In Hellikon stehen drei römisch-katholische Kapellen. Die kleinste, die Wendelinskapelle, stammt möglicherweise aus dem 17. Jahrhundert. Gemäss einer Sage soll das „Chäppeli“ von einer Familie Meier aufgrund eines im Angesicht einer Viehseuche abgegebenen Gelübtes erbaut worden sein. Der heilige Wendelin genoss früher als Bauern- und Viehpatron eine grosse Verehrung.

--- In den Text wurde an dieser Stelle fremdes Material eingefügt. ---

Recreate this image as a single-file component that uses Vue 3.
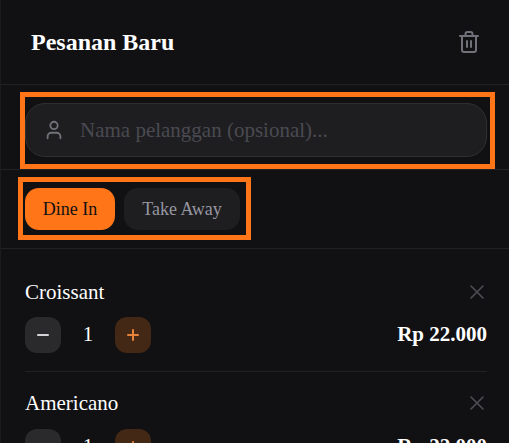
<script setup>
const items = [
  { name: 'Croissant', qty: 1, price: 'Rp 22.000' },
  { name: 'Americano', qty: 1, price: 'Rp 22.000' },
]
</script>

<template>
  <div class="panel">
    <header class="head">
      <h1 class="title">Pesanan Baru</h1>
      <button class="trash" aria-label="Hapus">
        <svg width="24" height="24" viewBox="0 0 24 24" fill="none" stroke="currentColor" stroke-width="2" stroke-linecap="round" stroke-linejoin="round">
          <path d="M3 6h18" />
          <path d="M8.5 6V4a2 2 0 0 1 2-2h3a2 2 0 0 1 2 2v2" />
          <path d="M19 6v14a2 2 0 0 1-2 2H7a2 2 0 0 1-2-2V6" />
          <path d="M10 11v6" />
          <path d="M14 11v6" />
        </svg>
      </button>
    </header>

    <section class="customer">
      <div class="mark mark-input">
        <div class="field">
          <svg class="user" width="22" height="22" viewBox="0 0 24 24" fill="none" stroke="currentColor" stroke-width="2" stroke-linecap="round" stroke-linejoin="round">
            <circle cx="12" cy="7" r="4" />
            <path d="M5 21v-2a4 4 0 0 1 4-4h6a4 4 0 0 1 4 4v2" />
          </svg>
          <span class="placeholder">Nama pelanggan (opsional)...</span>
        </div>
      </div>
    </section>

    <section class="mode">
      <div class="mark mark-tabs">
        <button class="tab active">Dine In</button>
        <button class="tab">Take Away</button>
      </div>
    </section>

    <section class="list">
      <article v-for="item in items" :key="item.name" class="item">
        <div class="row">
          <span class="name">{{ item.name }}</span>
          <svg class="remove" width="18" height="18" viewBox="0 0 18 18" fill="none" stroke="currentColor" stroke-width="1.6" stroke-linecap="round">
            <path d="M3 3l12 12M15 3L3 15" />
          </svg>
        </div>
        <div class="row qty-row">
          <div class="qty">
            <button class="step minus">
              <svg width="16" height="16" viewBox="0 0 16 16" fill="none" stroke="currentColor" stroke-width="2" stroke-linecap="round"><path d="M3 8h10" /></svg>
            </button>
            <span class="count">{{ item.qty }}</span>
            <button class="step plus">
              <svg width="16" height="16" viewBox="0 0 16 16" fill="none" stroke="currentColor" stroke-width="2" stroke-linecap="round"><path d="M3 8h10M8 3v10" /></svg>
            </button>
          </div>
          <span class="price">{{ item.price }}</span>
        </div>
      </article>
    </section>
  </div>
</template>

<style>
html, body { margin: 0; background: #111113; overflow: hidden; }
</style>

<style scoped>
.panel {
  height: 443px;
  overflow: hidden;
  box-sizing: border-box;
  background: #111113;
  border-left: 1px solid #1b1b1d;
  font-family: "Liberation Serif", serif;
  color: #fff;
}
.head {
  height: 84px;
  display: flex;
  align-items: center;
  justify-content: space-between;
  padding: 0 28px 0 30px;
  border-bottom: 1px solid #222224;
}
.title { margin: 0; font-size: 24px; font-weight: 700; }
.trash { background: none; border: 0; padding: 0; color: #71717a; display: flex; }
.customer {
  height: 85px;
  box-sizing: border-box;
  padding-top: 12px;
  border-bottom: 1px solid #222224;
}
.mark { outline: 5px solid #ff7518; box-sizing: border-box; }
.mark-input {
  margin-left: 24px;
  width: 465px;
  height: 67px;
  padding: 6px 3px 7px 0;
}
.field {
  height: 54px;
  box-sizing: border-box;
  display: flex;
  align-items: center;
  gap: 15px;
  padding: 0 17px;
  background: #1e1e20;
  border: 1px solid #303032;
  border-radius: 20px;
}
.user { color: #71717a; flex: none; }
.placeholder { font-size: 21px; color: #4a4a52; }
.mode {
  height: 79px;
  box-sizing: border-box;
  padding-top: 12px;
  border-bottom: 1px solid #222224;
}
.mark-tabs {
  margin-left: 22px;
  width: 223px;
  height: 53px;
  display: flex;
  gap: 9px;
  padding: 6px 6px 5px 2px;
}
.tab {
  height: 42px;
  border: 0;
  border-radius: 14px;
  background: #1e1e20;
  color: #9696a0;
  font: 18px "Liberation Serif", serif;
  padding: 0;
  width: 116px;
}
.tab.active { background: #ff7518; color: #111113; width: 90px; }
.list { padding: 11.4px 22px 0 24px; }
.item { padding: 16.2px 0 18px; border-bottom: 1px solid #222224; }
.row { display: flex; align-items: center; justify-content: space-between; }
.name { font-size: 21px; line-height: 30px; }
.remove { color: #4e4e54; margin-right: 1.5px; }
.qty-row { margin-top: 10.4px; }
.qty { display: flex; align-items: center; }
.step {
  width: 36px;
  height: 36px;
  border: 0;
  border-radius: 12px;
  padding: 0;
  display: flex;
  align-items: center;
  justify-content: center;
}
.minus { background: #2a2a2c; color: #d4d4d8; }
.plus { background: #432815; color: #e5833a; }
.count { width: 54px; text-align: center; font-size: 21px; }
.price { font-size: 21px; font-weight: 700; }
</style>
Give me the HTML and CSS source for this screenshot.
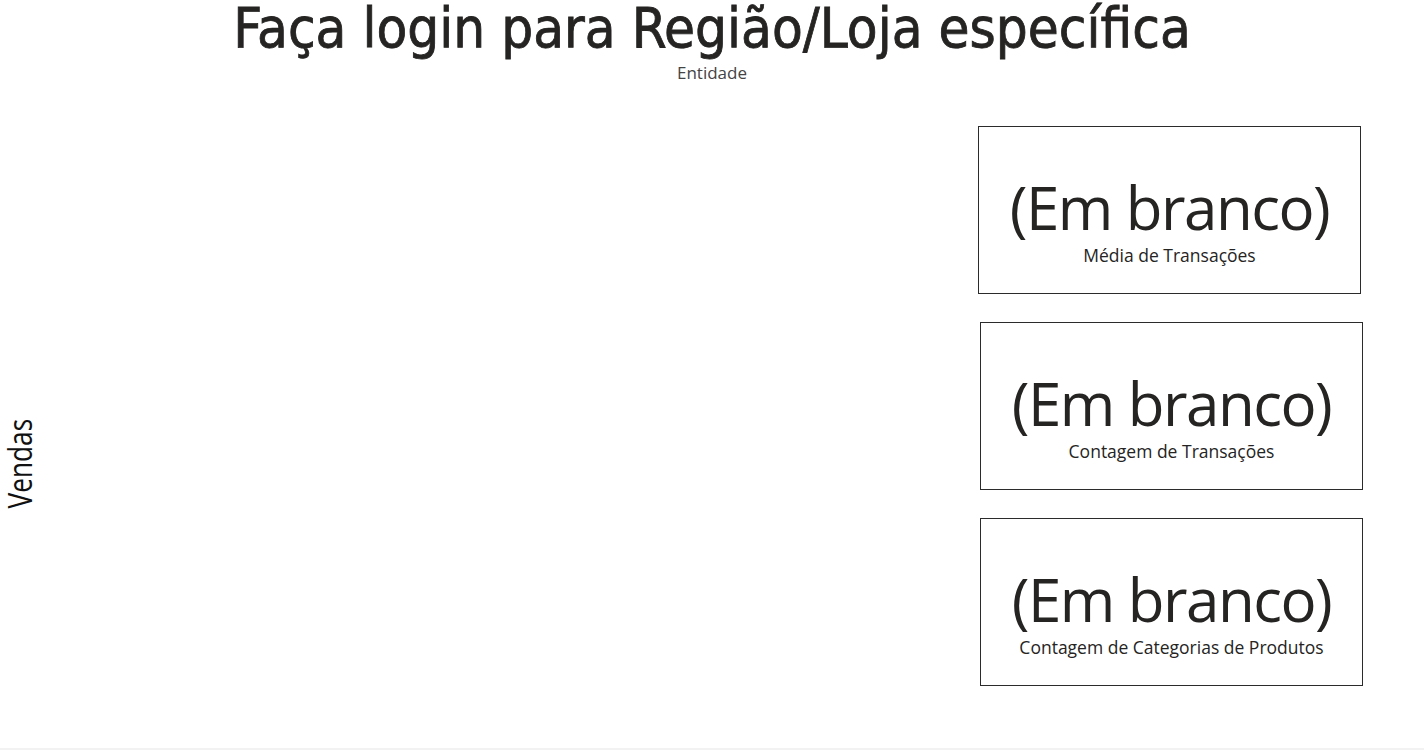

Im Oberdorf steht das „Chilchli“, die alte Sebastianskapelle. Sie wurde von Elisabeth Lindauer, Witwe des Fridolin Waldmeier von Hellikon, gestiftet und 1696 von ihren Söhnen und Töchtern errichtet. Den markanten hölzernen Anbau mit Empore erhielt die Kapelle erst später. Der Sebastianstag (20. Januar) gilt in Hellikon noch immer als Feiertag. Der Heilige ist auch Patron der 1976 geweihten Kapelle beim Friedhof. Sie steht für Beerdigungsfeiern allen drei Konfessionen zur Verfügung. Der Friedhof selbst wurde 1930 angelegt, vorher hatten die Verstorbenen aus Hellikon in Wegenstetten ihre letzte Ruhe gefunden.
Das Schulhausunglück von 1875
1875 ereignete sich im 1865 eingeweihten Schulhaus eine Katastrophe, durch die Hellikon in der ganzen Schweiz und darüber hinaus traurige Berühmtheit erlangte. Das Unglück geschah am Abend des 25. Dezembers unmittelbar vor Beginn einer vom Gemeinnützigen Frauenverein und der Lehrerschaft organisierten Christbaumfeier. Unter dem Gewicht der wartenden Kinder und Erwachsenen stürzte der oberste Boden des Treppenhauses in die Tiefe. Insgesamt forderte die Katastrophe 76 Menschenleben, 68 aus Hellikon und 8 aus Wegenstetten.Ein vom Rheinfelder Stadtpfarrer Karl Schröter gegründetes Hilfskomitee suchte die Not der Hinterbliebenen zu lindern. Eine Sammlung im In- und Ausland brachte 55‘000 Franken zusammen. Der Grund für den Einsturz des Treppenhausbodens war ein Konstruktionsfehler, verursacht durch Zimmerleute, die den Bauplan abgeändert und damit die Belastbarkeit des Bodens massiv reduziert hatten.
Heute erinnert beim Massengrab auf dem Wegenstetter Friedhof ein eindrückliches Denkmal mit den Namen der Opfer an die Katastrophe. Und beim Schulhausportal hängen seit 1925 zwei weisse Marmortafeln, die ebenfalls die Namen der Verunglückten tragen.